Quelles mesures fiscales sont susceptibles de créer des business angels ?
Plusieurs mesures fiscales sont envisagées – ou seront peut-être même votées au moment où ce numéro de La Jaune et la Rouge paraîtra – mais toutes n’ont pas le même poids.
L’auteur de ces lignes en sait quelque chose pour avoir cru que l’article 1244 du Code fiscal américain (possibilité de déduire de son revenu des pertes dans le capital des sociétés nouvelles) était la cause de la réussite américaine et l’avoir suggéré à Alain Madelin, alors ministre de l’Industrie, qui en a fait l’article 163 octodecies.
En fait nous disposons de guides chiffrés, les coûts de chacune de ces mesures fiscales pour le Trésor public, qu’il aurait suffi d’utiliser pour voir que cette déduction des pertes en capital, ou l’avantage Madelin (déduction de 25 % de l’investissement de l’impôt sur le revenu) ou les FCPI ont des effets négligeables sur la création si on les compare avec les effets de la “ S corporation ” sur la création d’entreprises. Les S sont des sociétés à responsabilité limitée, transparentes fiscalement pour l’actionnaire ; lors de la création d’entreprises où les pertes pendant les premières années sont la règle, cela permet de transférer les pertes sur les actionnaires qui les déduisent à leur tour de leurs revenus et l’État contribue à couvrir ainsi, en gros, la moitié des pertes, donc à réduire de moitié le risque de l’investisseur. Ces sociétés (ou leur équivalent, les LLC) constituent plus de la moitié du parc d’entreprises américain et la très grande majorité des créations.
Comme on le voit sur le tableau ci-après, et en tenant compte des échelles des économies américaine et française, les déductions fiscales correspondant à la S représentent 500 fois l’article 163 octodecies ou son équivalent américain, 50 fois l’avantage Madelin et 15 fois les FCPI (dont la quasi-totalité des fonds, d’ailleurs, ne va pas vers la création d’entreprises). C’est donc bien le régime fiscal de la S qui se trouve au sein du moteur à créer des emplois aux USA, pas les autres dispositifs fiscaux.
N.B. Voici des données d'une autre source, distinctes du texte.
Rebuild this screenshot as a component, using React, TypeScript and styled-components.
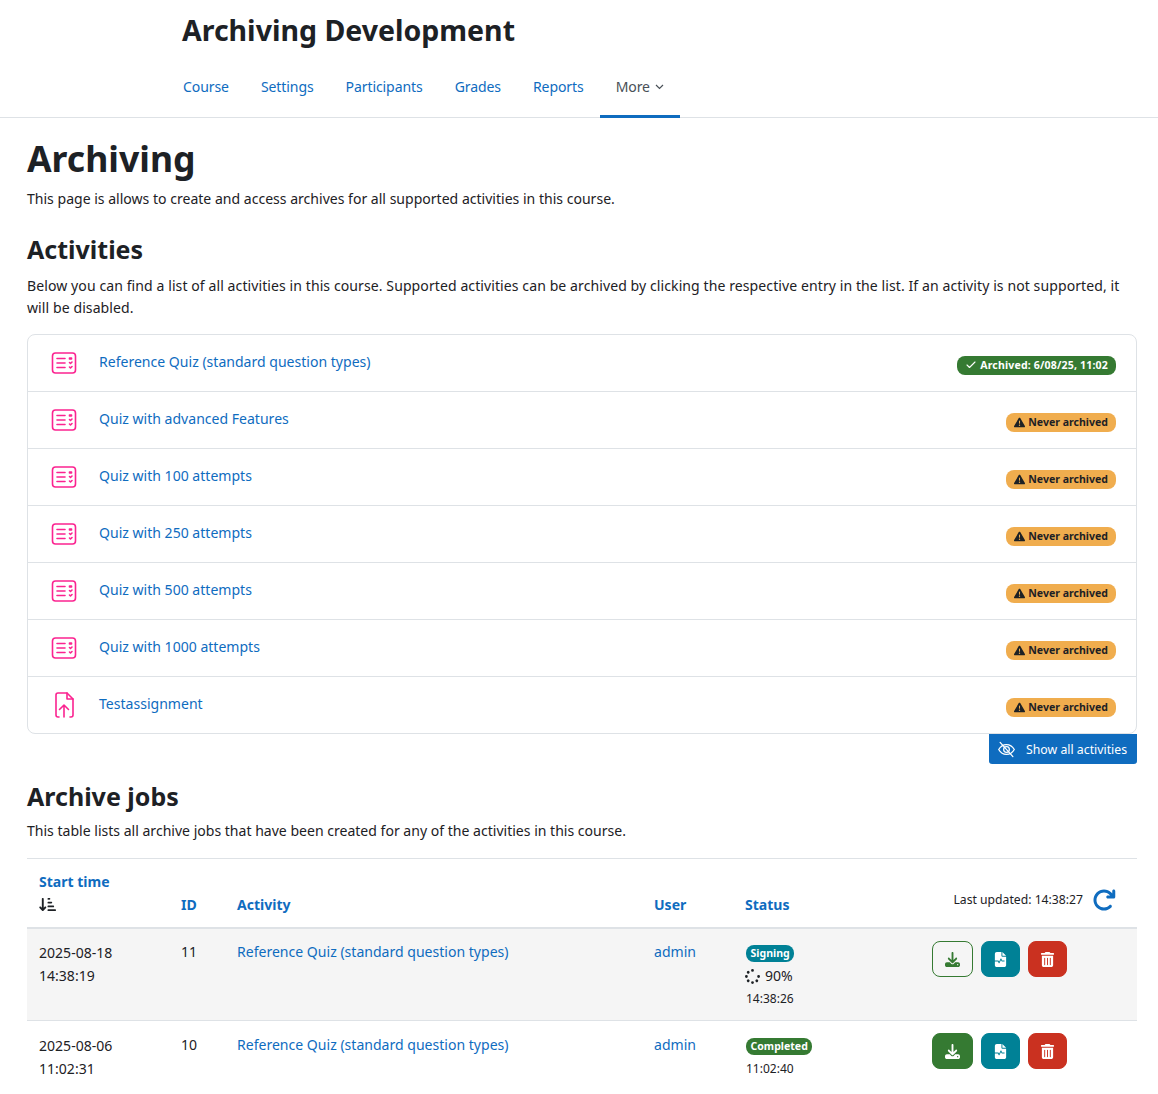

Ajout non négligeable : on constate que si la S est le dispositif qui coûte le plus cher au Trésor, il lui rapporte beaucoup plus qu’il ne lui coûte, environ quatre fois plus.
Introduire la S en France n’est peut-être pas la seule formule efficace d’incitation fiscale à la création d’entreprises. Il est possible d’imaginer que l’ISF, que l’on a pu appeler à juste raison l’Impôt de sortie de France, puisse être une incitation considérable à l’émergence de business angels. Il a été proposé depuis longtemps de permettre la déduction des investissements dans de petites entreprises de l’assiette de l’ISF, pour les mettre à parité avec les investissements dans les oeuvres d’art. Mais cette mesure seule est une mesurette car personne n’investira toute sa fortune dans des entreprises nouvelles, c’est trop risqué, et donc d’une attractivité très limitée.
Permettre de déduire de l’ISF à payer annuellement la moitié ou les trois quarts des investissements dans le capital d’entreprises nouvelles pousserait immédiatement les 120 000 Français qui payent l’ISF à investir dans les entreprises au lieu de le faire dans la pierre ou les DOM-TOM. Et éviterait l’exode des créateurs d’entreprises qui réussissent, voire déclencherait leur retour de Bruxelles, Londres ou Genève où ils se sont réfugiés au grand bénéfice de nos voisins. Il faut simplement le courage politique d’affronter une vraie réforme de l’ISF.